Now they have been shaken, restored, forgiven. His character in that forgiveness is to abundantly bless them, build up their identity and strength. To be true, unlike the self serving false gods. To have compassion. To gather and protect the lost. Praise be!

Genesis 21

Grace and faith, test #1.

Sarah’s distaste for Hagar flares again when Isaac is born, and Hagar is again sent away, to Abrahams distress. It’s clear that the lord looks after Hagar though.

Abraham makes an oath with the local king abimelech to live at a well he dug and not make trouble. Abimelech is aware that God is with Abraham, through the sister thing in the last chapter, probably.
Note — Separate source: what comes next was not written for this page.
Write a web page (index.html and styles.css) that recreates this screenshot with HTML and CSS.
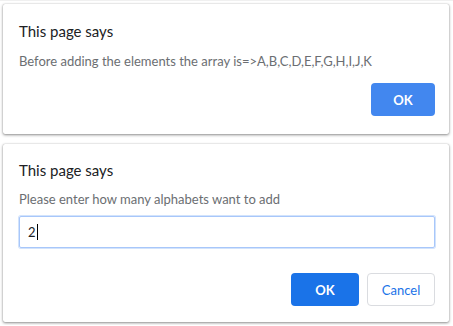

He finally settles and lives there a long time.

Praying and thinking about evil today, after the terrorist attacks in Paris.
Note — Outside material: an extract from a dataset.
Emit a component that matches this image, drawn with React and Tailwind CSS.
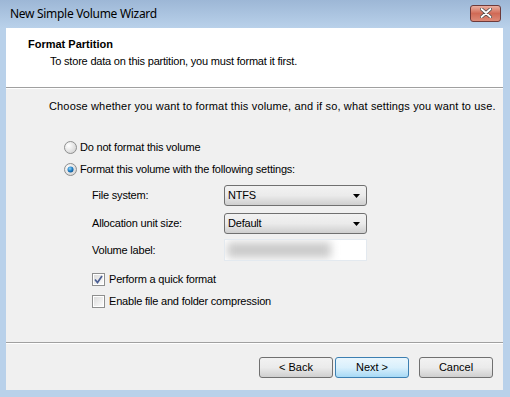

Abraham is deeply concerned when God, managing his domestic mess to a ridiculous degree, sides with Sarah’s somewhat cruel request to send away his illegitimate son and Hagar the slave.

The great patriarch appears to have an even greater matriarch in the wings, and the defence of “wasn’t the illegitimate son your idea in the first place?” doesn’t seem to be available.
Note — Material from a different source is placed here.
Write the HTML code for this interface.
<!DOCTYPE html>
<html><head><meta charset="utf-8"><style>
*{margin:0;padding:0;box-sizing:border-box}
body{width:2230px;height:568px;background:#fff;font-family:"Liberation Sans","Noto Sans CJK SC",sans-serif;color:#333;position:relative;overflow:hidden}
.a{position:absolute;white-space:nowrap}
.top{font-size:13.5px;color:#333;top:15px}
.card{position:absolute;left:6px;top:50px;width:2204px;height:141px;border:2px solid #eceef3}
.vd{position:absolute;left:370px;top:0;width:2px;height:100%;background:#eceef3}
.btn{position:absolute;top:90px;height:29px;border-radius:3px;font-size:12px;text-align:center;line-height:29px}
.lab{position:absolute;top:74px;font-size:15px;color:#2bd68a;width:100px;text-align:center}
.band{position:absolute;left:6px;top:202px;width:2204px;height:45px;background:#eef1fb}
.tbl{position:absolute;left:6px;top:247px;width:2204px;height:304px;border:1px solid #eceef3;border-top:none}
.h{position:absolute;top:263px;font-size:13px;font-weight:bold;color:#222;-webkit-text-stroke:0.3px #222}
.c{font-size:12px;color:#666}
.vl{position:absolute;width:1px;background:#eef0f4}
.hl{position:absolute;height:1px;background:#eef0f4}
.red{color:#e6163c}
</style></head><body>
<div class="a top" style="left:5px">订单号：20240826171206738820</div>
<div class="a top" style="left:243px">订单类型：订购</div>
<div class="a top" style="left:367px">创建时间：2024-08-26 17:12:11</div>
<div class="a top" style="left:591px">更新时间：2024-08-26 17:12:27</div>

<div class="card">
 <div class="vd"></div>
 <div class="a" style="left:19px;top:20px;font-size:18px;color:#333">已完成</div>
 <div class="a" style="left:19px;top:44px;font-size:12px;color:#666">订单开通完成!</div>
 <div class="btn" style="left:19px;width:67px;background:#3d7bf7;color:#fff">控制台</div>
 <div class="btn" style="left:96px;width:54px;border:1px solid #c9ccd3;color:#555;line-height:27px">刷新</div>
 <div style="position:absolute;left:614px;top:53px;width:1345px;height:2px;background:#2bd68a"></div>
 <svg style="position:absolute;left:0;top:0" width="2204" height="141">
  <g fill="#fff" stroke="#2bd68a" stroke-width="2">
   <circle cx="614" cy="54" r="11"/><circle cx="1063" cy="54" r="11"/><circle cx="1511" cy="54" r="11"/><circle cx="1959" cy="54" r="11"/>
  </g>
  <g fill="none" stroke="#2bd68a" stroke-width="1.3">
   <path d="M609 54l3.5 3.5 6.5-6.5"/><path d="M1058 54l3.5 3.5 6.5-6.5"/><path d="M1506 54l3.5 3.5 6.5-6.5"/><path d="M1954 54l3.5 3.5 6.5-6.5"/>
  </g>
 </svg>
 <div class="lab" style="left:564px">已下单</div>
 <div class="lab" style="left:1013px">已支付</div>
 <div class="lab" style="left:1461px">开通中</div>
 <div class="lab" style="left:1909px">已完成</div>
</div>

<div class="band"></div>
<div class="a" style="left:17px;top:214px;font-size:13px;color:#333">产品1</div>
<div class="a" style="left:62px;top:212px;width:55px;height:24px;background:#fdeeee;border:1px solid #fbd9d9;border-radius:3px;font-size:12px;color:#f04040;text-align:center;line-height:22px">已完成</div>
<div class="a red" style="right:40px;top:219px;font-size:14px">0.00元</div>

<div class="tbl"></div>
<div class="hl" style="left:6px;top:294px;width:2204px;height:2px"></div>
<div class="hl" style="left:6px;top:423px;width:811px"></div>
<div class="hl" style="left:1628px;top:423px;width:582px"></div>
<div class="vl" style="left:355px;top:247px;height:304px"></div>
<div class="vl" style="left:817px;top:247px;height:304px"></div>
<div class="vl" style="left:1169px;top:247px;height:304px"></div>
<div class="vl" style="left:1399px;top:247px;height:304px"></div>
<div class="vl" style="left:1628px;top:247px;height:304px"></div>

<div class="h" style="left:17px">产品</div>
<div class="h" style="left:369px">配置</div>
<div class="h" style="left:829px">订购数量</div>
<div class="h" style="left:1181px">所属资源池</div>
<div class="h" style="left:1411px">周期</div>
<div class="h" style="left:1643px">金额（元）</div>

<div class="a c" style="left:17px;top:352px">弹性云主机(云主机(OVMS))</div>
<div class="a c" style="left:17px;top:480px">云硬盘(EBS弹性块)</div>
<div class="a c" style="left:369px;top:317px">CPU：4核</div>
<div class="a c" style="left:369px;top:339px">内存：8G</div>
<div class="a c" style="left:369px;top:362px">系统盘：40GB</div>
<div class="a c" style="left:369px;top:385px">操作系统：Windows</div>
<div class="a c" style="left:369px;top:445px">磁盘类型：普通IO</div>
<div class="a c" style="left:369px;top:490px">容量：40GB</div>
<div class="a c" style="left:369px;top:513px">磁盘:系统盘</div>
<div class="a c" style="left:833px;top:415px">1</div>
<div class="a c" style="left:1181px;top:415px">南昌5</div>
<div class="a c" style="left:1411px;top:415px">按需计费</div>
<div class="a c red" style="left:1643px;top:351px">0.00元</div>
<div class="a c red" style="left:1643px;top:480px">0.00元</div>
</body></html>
Hagar is sent away with just a water skin to show for the whole experience, and we are told that the lord miraculously saves the child and he thrives, becoming an archer and getting an Egyptian wife in due course. But Abraham doesn’t know that.

All this messed-up family have to separate them from any other banal, messed-up family is chosen-ness, God’s grace dealing intimately with their situation, balancing everyone’s feelings and achieving his purposes.

Abraham responds with faith. His extraordinary faith will shortly be put to the test more spectacularly.

Grace and faith, or to put it another way, love from and to our heavenly father, its all we got.

Genesis 15

The promise to Abram restated and filled out. This is where his people are compared to stars in number, and that amazing statement of grace “abram believed, and it was credited to him as righteousness”.  Interestingly his belief doesn’t stop him having questions and wondering how the promise could come true.  Abrams righteousness will be a life lesson and a life experience as well as an advance deposit, like mine.  God gives him a sign of sacrifice to assure him of the promise.  He also gives him a warning that it will take generations of slavery before the land is fully theirs, which is experienced as a dread in sleep, which is a feeling I had last night, strangely.  Thinking about the kids. “a thick and dreadful darkness came over him”. When I read the word dread, I recognised the feeling I had over my children. Dread and sadness, inexplicably.

The going to egypt is such a strong thread in sciptures, Abram has already done it, Irael will do it and Jesus did it after his birth.

A stunning chapter, reminds me of the psalms, the way David gets lost in talking to God.

Help me to be a good father, show me what I should do for my kids.